Specifically, low-code platforms reduce the burden of programming in several ways, opening this world to non-experts. Most obviously, the steps (Lego building blocks) wrap and abstract away all the low-level code to handle tasks of any complexity. Users learn to configure steps through purpose-built, intuitive dialogs which expose the relevant documentation right where it applies. This keeps users from searching in vain for help when they barely understand underlying concepts enough to form useful search queries. A week of training is also much more enabling for the “citizen data scientist” than general programming training because complexity is abstracted away.
Further, these platforms usually allow a user to inspect results of computations at any step in the process, watching as incremental transformations unfold without needing to understand things like “heaps” or “Integrated Development Environments” and their debugging machinery. Best practices are built right into the platform and components so users can take advantage of parallelism, distributed/asynchronous processing, and elastic scaling without needing to understand, for instance, what a “race condition” is or how to share resources coherently. Even for skilled programmers, the speed of prototyping possible with a low-code platform will outpace custom code development. While the overhead of low-code platforms is not always optimal in production situations and not all programming shortcuts/algorithmic tricks are supported, I find a great way to justify the cost of custom development is to show immediate value with rapidly functional proofs of concept – and often the rapid prototype scales so much better than the manual process it addresses and adds value so quickly to an organization that it reduces the priority of creating an optimized custom solution below prototyping the automation of a different business process.
More people being able to build programs and contribute to automated solutions for their work will lead to more innovation and faster progress. I believe that an even bigger advantage is in knowledge capture and transfer. Organizations fear losing years of experience when a long-time employee departs, and furiously try to document all the lessons learned, tips/tricks, hunches, and much more that are locked in their head – only to find the documented narrative is rarely useful when the nuggets inside it are needed. For developers, we have nightmares of being handed thousands (often millions) of lines of code with little documentation and told to “figure it out.” Visual flowcharts of every process, especially when complete with notations explaining why steps are used, communicate with precision and at a functional level that doesn’t require tracing code. When those flowcharts ARE the program, documentation is built in! Versions of workflows expose how they have changed over time, allowing audits across time. Some of the best low-code platforms exploit the structure of multiple workflows together, learning how organizations operate and using this knowledge to accelerate the creation of a new workflow. For example, if most users who start with step “A” all follow with the same next step “B,” the platform can suggest this same follow-on step “B” when other users start similarly with step “A.” Corporate knowledge becomes an exploitable asset!
Expert programmers benefit from low-code platforms as well. No one is an expert at everything nor enjoys programming “boilerplate” functionality. A low-code platform that allows custom code to be integrated either as new “Lego” building blocks or just embedded in a “custom code” step lets developers spend all their time focusing on the part of a solution that requires their expertise.
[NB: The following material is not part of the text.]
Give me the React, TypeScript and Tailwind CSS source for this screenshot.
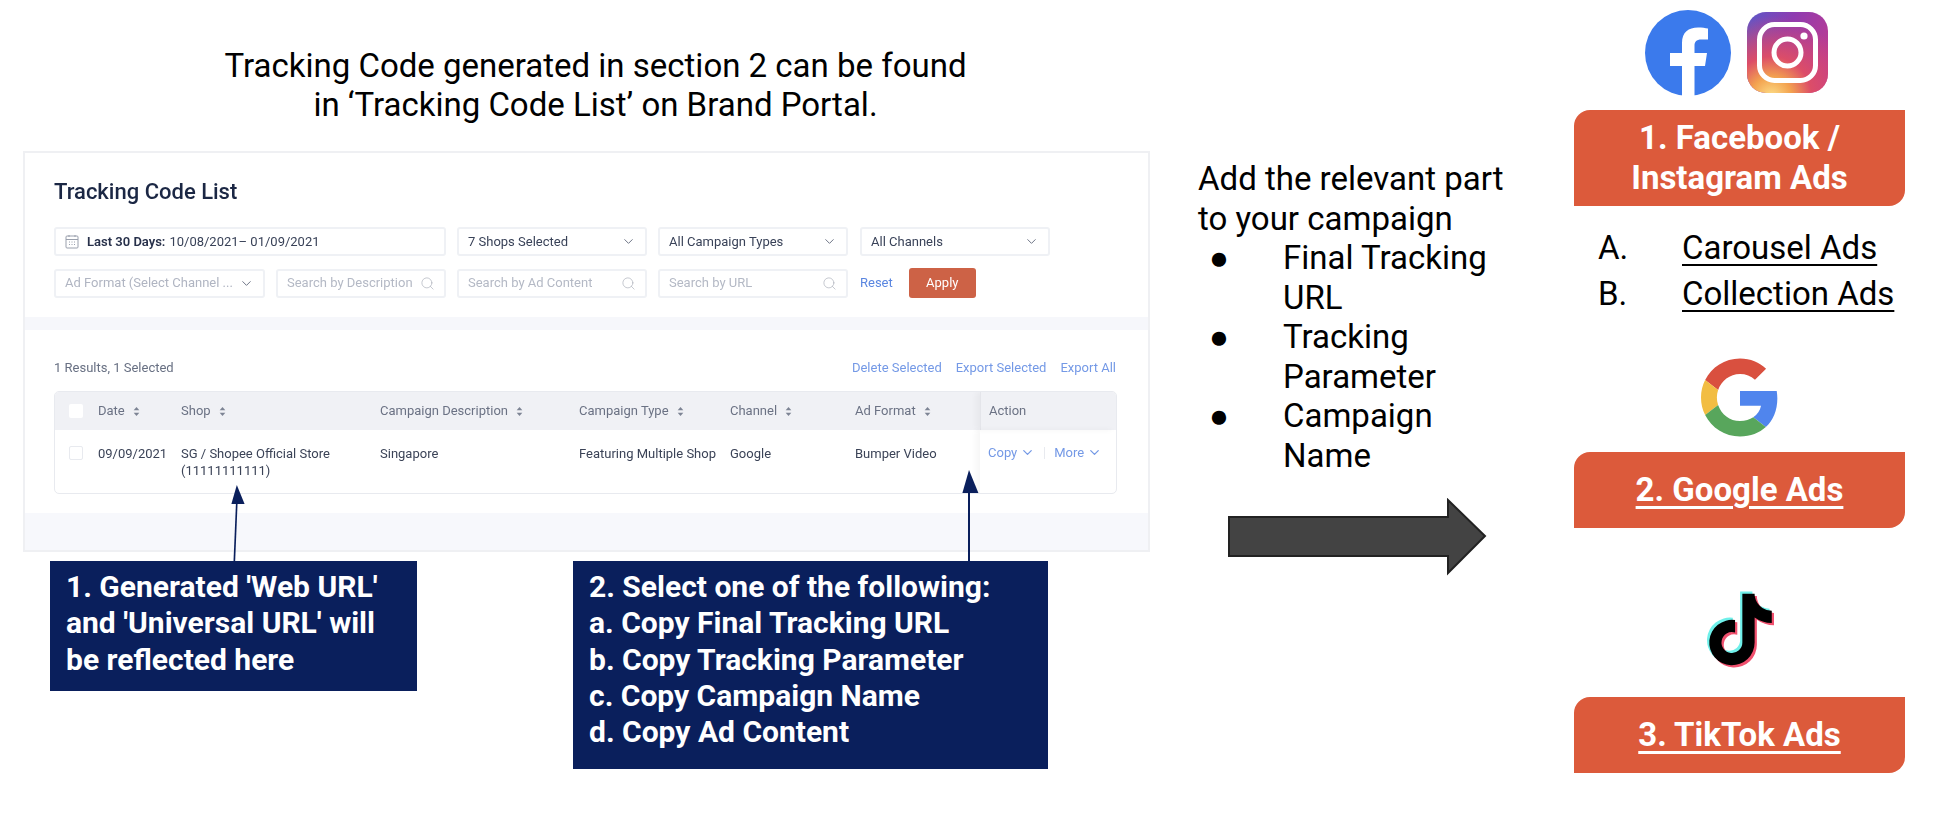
import React from "react";
import { ChevronDown, Search } from "lucide-react";

const SortIcon = () => (
  <svg width="7" height="11" viewBox="0 0 7 11" className="ml-2 shrink-0">
    <path d="M3.5 1 6.3 4.2H.7z" fill="#7d8494" />
    <path d="M3.5 10 6.3 6.8H.7z" fill="#7d8494" />
  </svg>
);

const CalendarIcon = () => (
  <svg width="14" height="15" viewBox="0 0 14 15" fill="none" stroke="#9aa0ad" strokeWidth="1" className="shrink-0">
    <rect x="1" y="2" width="12" height="12" rx="1" />
    <path d="M1 5.5h12M4 1v2M10 1v2M4 8h1M6.5 8h1M9 8h1M4 10.5h1M6.5 10.5h1M9 10.5h1" />
  </svg>
);

const FacebookLogo = () => (
  <svg viewBox="0 0 86 86" className="w-[86px] h-[86px]">
    <circle cx="43" cy="43" r="43" fill="#3b7aec" />
    <path
      d="M37 86V56H25V43H37V33C37 22 43.5 17.5 53 17.5C57 17.5 60.5 18 63 18.5V29.5H56.5C51 29.5 49.5 32 49.5 36V43H62L60 56H49.5V86Z"
      fill="#fff"
    />
  </svg>
);

const InstagramLogo = () => (
  <svg viewBox="0 0 81 81" className="w-[81px] h-[81px]">
    <defs>
      <radialGradient id="igWarm" cx="0.3" cy="1.05" r="1">
        <stop offset="0" stopColor="#fde08a" />
        <stop offset="0.25" stopColor="#f3a24f" />
        <stop offset="0.5" stopColor="#dc4d68" />
        <stop offset="1" stopColor="#dc4d68" stopOpacity="0" />
      </radialGradient>
      <linearGradient id="igBase" x1="0" y1="0" x2="1" y2="0.6">
        <stop offset="0" stopColor="#5b59c8" />
        <stop offset="0.45" stopColor="#8f3bb0" />
        <stop offset="1" stopColor="#c13b8f" />
      </linearGradient>
    </defs>
    <rect width="81" height="81" rx="19" fill="url(#igBase)" />
    <rect width="81" height="81" rx="19" fill="url(#igWarm)" />
    <rect x="12.5" y="12.5" width="56" height="56" rx="15" fill="none" stroke="#fff" strokeWidth="5" />
    <circle cx="40.5" cy="40.5" r="13.5" fill="none" stroke="#fff" strokeWidth="5" />
    <circle cx="57" cy="24" r="3.6" fill="#fff" />
  </svg>
);

const GoogleLogo = () => (
  <svg viewBox="0 0 48 48" className="w-[78px] h-[79px]">
    <path fill="#d9503f" d="M24 9.5c3.54 0 6.71 1.22 9.21 3.6l6.85-6.85C35.9 2.38 30.47 0 24 0 14.62 0 6.51 5.38 2.56 13.22l7.98 6.19C12.43 13.72 17.74 9.5 24 9.5z" />
    <path fill="#5085ed" d="M46.98 24.55c0-1.57-.15-3.09-.38-4.55H24v9.02h12.94c-.58 2.96-2.26 5.48-4.78 7.18l7.73 6c4.51-4.18 7.09-10.36 7.09-17.65z" />
    <path fill="#f2bd42" d="M10.53 28.59c-.48-1.45-.76-2.99-.76-4.59s.27-3.14.76-4.59l-7.98-6.19C.92 16.46 0 20.12 0 24c0 3.88.92 7.54 2.56 10.78l7.97-6.19z" />
    <path fill="#58a65c" d="M24 48c6.48 0 11.93-2.13 15.89-5.81l-7.73-6c-2.15 1.45-4.92 2.3-8.16 2.3-6.26 0-11.57-4.22-13.47-9.91l-7.98 6.19C6.51 42.62 14.62 48 24 48z" />
  </svg>
);

const TIKTOK_PATH =
  "M448,209.91a210.06,210.06,0,0,1-122.77-39.25V349.38A162.55,162.55,0,1,1,185,188.31V278.2a74.62,74.62,0,1,0,52.23,71.18V0l88,0a121.18,121.18,0,0,0,1.86,22.17h0A122.18,122.18,0,0,0,381,102.39a121.43,121.43,0,0,0,67,20.14Z";

const TikTokLogo = () => (
  <svg viewBox="-16 -16 480 544" className="w-[67px] h-[79px]">
    <path d={TIKTOK_PATH} fill="#6ff0ea" transform="translate(-16 -16)" />
    <path d={TIKTOK_PATH} fill="#f0506e" transform="translate(16 16)" />
    <path d={TIKTOK_PATH} fill="#000" />
  </svg>
);

const FilterBox = ({ className, children }: { className: string; children: React.ReactNode }) => (
  <div className={`h-[29px] flex items-center border-2 border-[#eff1f5] rounded-[3px] bg-white px-[9px] text-[13px] ${className}`}>
    {children}
  </div>
);

const SearchBox = ({ label, className }: { label: string; className: string }) => (
  <FilterBox className={`justify-between text-[#b4b9c5] ${className}`}>
    <span className="whitespace-nowrap overflow-hidden">{label}</span>
    <Search size={15} strokeWidth={1} className="text-[#a3a8b4] shrink-0" />
  </FilterBox>
);

const SelectBox = ({ label, className }: { label: string; className: string }) => (
  <FilterBox className={`justify-between text-[#394258] ${className}`}>
    <span className="whitespace-nowrap">{label}</span>
    <ChevronDown size={15} strokeWidth={1.6} className="text-[#6f7687] shrink-0" />
  </FilterBox>
);

const columns = ["Date", "Shop", "Campaign Description", "Campaign Type", "Channel", "Ad Format"];

const TrackingPanel = () => (
  <div className="ml-[23px] w-[1127px] h-[401px] border-2 border-[#eff0f3] bg-white flex flex-col text-[13px] blur-[0.4px]">
    <div className="px-[29px] pt-[25px] h-[164px] shrink-0">
      <h2 className="text-[22px] leading-[28px] font-medium text-[#1b2744]">Tracking Code List</h2>
      <div className="flex gap-[11px] mt-[21px]">
        <FilterBox className="w-[392px] text-[#394258]">
          <CalendarIcon />
          <span className="ml-2 font-semibold text-[#27304a]">Last 30 Days:</span>
          <span className="ml-1">10/08/2021– 01/09/2021</span>
        </FilterBox>
        <SelectBox label="7 Shops Selected" className="w-[190px]" />
        <SelectBox label="All Campaign Types" className="w-[190px]" />
        <SelectBox label="All Channels" className="w-[190px] ml-px" />
      </div>
      <div className="flex gap-[11px] mt-[12px] items-center">
        <FilterBox className="w-[211px] justify-between bg-[#f5f6fa] text-[#b0b5c2]">
          <span className="whitespace-nowrap overflow-hidden">Ad Format (Select Channel ...</span>
          <ChevronDown size={15} strokeWidth={1.6} className="text-[#6f7687] shrink-0" />
        </FilterBox>
        <SearchBox label="Search by Description" className="w-[170px]" />
        <SearchBox label="Search by Ad Content" className="w-[190px]" />
        <SearchBox label="Search by URL" className="w-[190px]" />
        <span className="text-[#5a86e0] ml-[1px]">Reset</span>
        <div className="h-[30px] w-[67px] ml-[5px] rounded-[3px] bg-[#cd6246] text-white flex items-center justify-center">
          Apply
        </div>
      </div>
    </div>
    <div className="h-[13px] bg-[#f6f7fb] shrink-0" />
    <div className="px-[29px] h-[183px] shrink-0">
      <div className="flex justify-between h-[61px] pt-[29px] pr-[3px] leading-[17px]">
        <span className="text-[#687083]">1 Results, 1 Selected</span>
        <div className="flex gap-[14px] text-[#7499e6]">
          <span>Delete Selected</span>
          <span>Export Selected</span>
          <span>Export All</span>
        </div>
      </div>
      <div className="w-[1063px] h-[103px] border border-[#e8eaef] rounded-[5px] overflow-hidden">
        <div className="grid grid-cols-[43px_83px_199px_199px_151px_125px_125px_1fr] h-[38px] bg-[#f0f1f5] items-center text-[#6b7284]">
          <div className="pl-[14px]">
            <div className="w-[14px] h-[14px] bg-white rounded-[2px]" />
          </div>
          {columns.map((col) => (
            <div key={col} className="flex items-center whitespace-nowrap">
              {col}
              <SortIcon />
            </div>
          ))}
          <div className="h-full flex items-center pl-[8px] border-l border-[#e4e5ea] shadow-[-4px_0_6px_rgba(0,0,0,0.04)]">
            Action
          </div>
        </div>
        <div className="grid grid-cols-[43px_83px_199px_199px_151px_125px_125px_1fr] h-[65px] text-[#3b4357] leading-[17px]">
          <div className="pl-[14px] pt-[16px]">
            <div className="w-[14px] h-[14px] border border-[#e8eaef] rounded-[2px]" />
          </div>
          <div className="pt-[15px]">09/09/2021</div>
          <div className="pt-[15px]">
            SG / Shopee Official Store
            <br />
            (11111111111)
          </div>
          <div className="pt-[15px]">Singapore</div>
          <div className="pt-[15px] whitespace-nowrap">Featuring Multiple Shop</div>
          <div className="pt-[15px]">Google</div>
          <div className="pt-[15px]">Bumper Video</div>
          <div className="pt-[14px] pl-[8px] flex items-start text-[#7499e6] whitespace-nowrap shadow-[-4px_0_6px_rgba(0,0,0,0.04)]">
            <span>Copy</span>
            <ChevronDown size={15} strokeWidth={2} className="ml-[3px] mt-[1px]" />
            <span className="w-px h-[12px] bg-[#e8eaef] mx-[9px] mt-[3px]" />
            <span>More</span>
            <ChevronDown size={15} strokeWidth={2} className="ml-[3px] mt-[1px]" />
          </div>
        </div>
      </div>
    </div>
    <div className="flex-1 bg-[#f7f8fc]" />
  </div>
);

// annotation arrows sit over the screenshot and callouts
const NoteArrow = ({ className, x1, y1 }: { className: string; x1: number; y1: number }) => (
  <svg className={`absolute ${className}`} width="20" height="92" viewBox="0 0 20 92" fill="#0a1f5c">
    <path d="M8.6 0 2 23H18Z" transform={`translate(${x1 - 8.6} 0)`} />
    <line x1={x1} y1="20" x2={y1} y2="92" stroke="#0a1f5c" strokeWidth="2" />
  </svg>
);

const Callout = ({ lines, className }: { lines: string[]; className: string }) => (
  <div className={`bg-[#0a1f5c] text-white font-bold text-[30px] leading-[36.3px] pt-[8px] pl-[16px] ${className}`}>
    {lines.map((line) => (
      <div key={line} className="whitespace-nowrap">
        {line}
      </div>
    ))}
  </div>
);

const AdCard = ({ className, children }: { className: string; children: React.ReactNode }) => (
  <div className={`w-[331px] bg-[#dc5a3b] rounded-tl-[16px] rounded-br-[16px] text-white font-bold text-[33px] leading-[40px] flex items-center justify-center text-center ${className}`}>
    {children}
  </div>
);

export default function App() {
  return (
    <div className="w-[1944px] h-[820px] bg-white flex font-['Roboto',sans-serif] text-black overflow-hidden">
      <div className="relative w-[1198px] shrink-0">
        <div className="pt-[46px] pb-[27px] w-[1191px] text-center text-[33px] leading-[39px]">
          <div>Tracking Code generated in section 2 can be found</div>
          <div>in ‘Tracking Code List’ on Brand Portal.</div>
        </div>
        <TrackingPanel />
        <div className="flex mt-[9px] ml-[50px] gap-[156px]">
          <Callout
            className="w-[367px] h-[130px]"
            lines={["1. Generated 'Web URL'", "and 'Universal URL' will", "be reflected here"]}
          />
          <Callout
            className="w-[475px] h-[208px]"
            lines={[
              "2. Select one of the following:",
              "a. Copy Final Tracking URL",
              "b. Copy Tracking Parameter",
              "c. Copy Campaign Name",
              "d. Copy Ad Content",
            ]}
          />
        </div>
        <NoteArrow className="left-[226px] top-[470px] translate-y-[15px] h-[76px]" x1={11} y1={8} />
        <NoteArrow className="left-[959px] top-[470px]" x1={10} y1={10} />
      </div>

      <div className="w-[320px] shrink-0 pt-[159px] text-[33px] leading-[39.5px]">
        <div className="whitespace-nowrap">Add the relevant part</div>
        <div className="whitespace-nowrap">to your campaign</div>
        <ul>
          {["Final Tracking URL", "Tracking Parameter", "Campaign Name"].map((item) => (
            <li key={item} className="flex">
              <span className="w-[85px] pl-[11px] shrink-0">●</span>
              <span className="w-[215px]">{item}</span>
            </li>
          ))}
        </ul>
        <svg width="260" height="78" viewBox="0 0 260 78" className="mt-[23px] ml-[30px] block">
          <path d="M1 19H220V2L257 38L220 75V58H1Z" fill="#434343" stroke="#222" strokeWidth="2" />
        </svg>
      </div>

      <div className="pl-[56px] w-[426px] shrink-0">
        <div className="flex pl-[71px] pt-[10px] gap-[16px] items-start h-[110px]">
          <FacebookLogo />
          <div className="pt-[2px]">
            <InstagramLogo />
          </div>
        </div>
        <AdCard className="h-[96px]">
          <span>
            1. Facebook /
            <br />
            Instagram Ads
          </span>
        </AdCard>
        <div className="pt-[19px] text-[33px] leading-[46px]">
          <div className="flex pl-[24px]">
            <span className="w-[84px]">A.</span>
            <span className="underline underline-offset-[5px] decoration-2">Carousel Ads</span>
          </div>
          <div className="flex pl-[24px]">
            <span className="w-[84px]">B.</span>
            <span className="underline underline-offset-[5px] decoration-2">Collection Ads</span>
          </div>
        </div>
        <div className="flex justify-center pt-[41px] pb-[15px] w-[331px]">
          <GoogleLogo />
        </div>
        <AdCard className="h-[76px] underline underline-offset-[5px]">2. Google Ads</AdCard>
        <div className="flex justify-center pt-[62px] pb-[28px] w-[331px] pl-[2px]">
          <TikTokLogo />
        </div>
        <AdCard className="h-[76px] underline underline-offset-[5px]">3. TikTok Ads</AdCard>
      </div>
    </div>
  );
}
The library of low-code building blocks can quickly provide the parts of an application that aren’t unique. This lets organizations focus on what unique value they provide and keeps developers from being bored with mundane tasks.
Low-code platforms are not yet fully realizing the “ideal” assumed throughout this post, and care must be taken in selecting which is appropriate for an organization’s needs. The level of abstraction possible, the library of processing “steps” available, the extensibility/flexibility/maturity, the amount of platform overhead, deployment metaphors supported, and support community robustness are all very different between current platforms.
KNIME and UiPath are close partners of NuWave Solutions who offer full-featured low-code platforms, although I would argue our ETL/BI partners, including Qlik, Talend, Clover, Informatica, and Oracle all offer variants of low-code platforms for data-oriented businesses. KNIME is focused on data science use cases, while UiPath is focused on automating desktop operations. Since most data scientists tend to double as programmers, KNIME tends to require a bit more skill, but the platform is the most capable I have experienced and what I use most often these days. UiPath is working hard to give anyone who can use a computer the ability to create automations through allowing “Artificial Intelligence” to watch them work. Both offer unlimited open-source versions to get you started, with enterprise offerings for heavy workloads and team collaboration.
I use KNIME almost constantly these days and find it is the only platform able to scratch every diverse itch without burdening me with little frustrations. KNIME first attracted me with its open-source Java-centric approach since I still see myself as a Java programmer. I stayed and committed to the platform because it outperforms alternatives in several areas. KNIME is easy for programmers (Java, Python, or R) to extend, and because of this has a huge library of steps and integrations. I often use KNIME as a visual interface to Spark, H20.ai, TensorFlow, Amazon Web Services (AWS), and other frameworks/services. Since I approach problems as a programmer, I dislike platforms which bias the way I can implement solutions. Aside from KNIME preferring denormalized row operations, there is little platform bias. KNIME has the most robust loop and flow control support of any low-code platform I have worked with – an easy test for this is to try and create a recursive loop, which KNIME makes simple. One of KNIME’s best features is the ability to package workflows as “components,” or steps that get added to the library for other workflows to leverage. This makes it very easy to create higher-level abstractions and more organization-specific/standard reusable steps. KNIME can create any part of an application from the backend data management through the custom interactive web user interface. There are many more features that differentiate KNIME, but perhaps most compelling is that development with KNIME requires an order of magnitude less time and talent than methods NuWave has employed in the past – that is, one-tenth the time and staff to achieve the equivalent (and often better) results! This is before the knowledge management benefits which come from using visual workflows are realized. Yes, KNIME is impressive. The new startup commercializing the codebase is perhaps still too academic to realize the goldmine they are sitting on, but that makes me like them even more.
NuWavers are doing more and more incredible things with low-code platforms, and it is easy to get caught up with excitement. Since we focus on supporting the government, where developers are in short supply, the rise of low-code platforms is going to be very transformative and make the government more efficient, data-driven, transparent, and agile. NuWave looks forward to helping drive this next generation of mission success, and I will be happy to finally achieve my childhood dream of building with Legos all day long.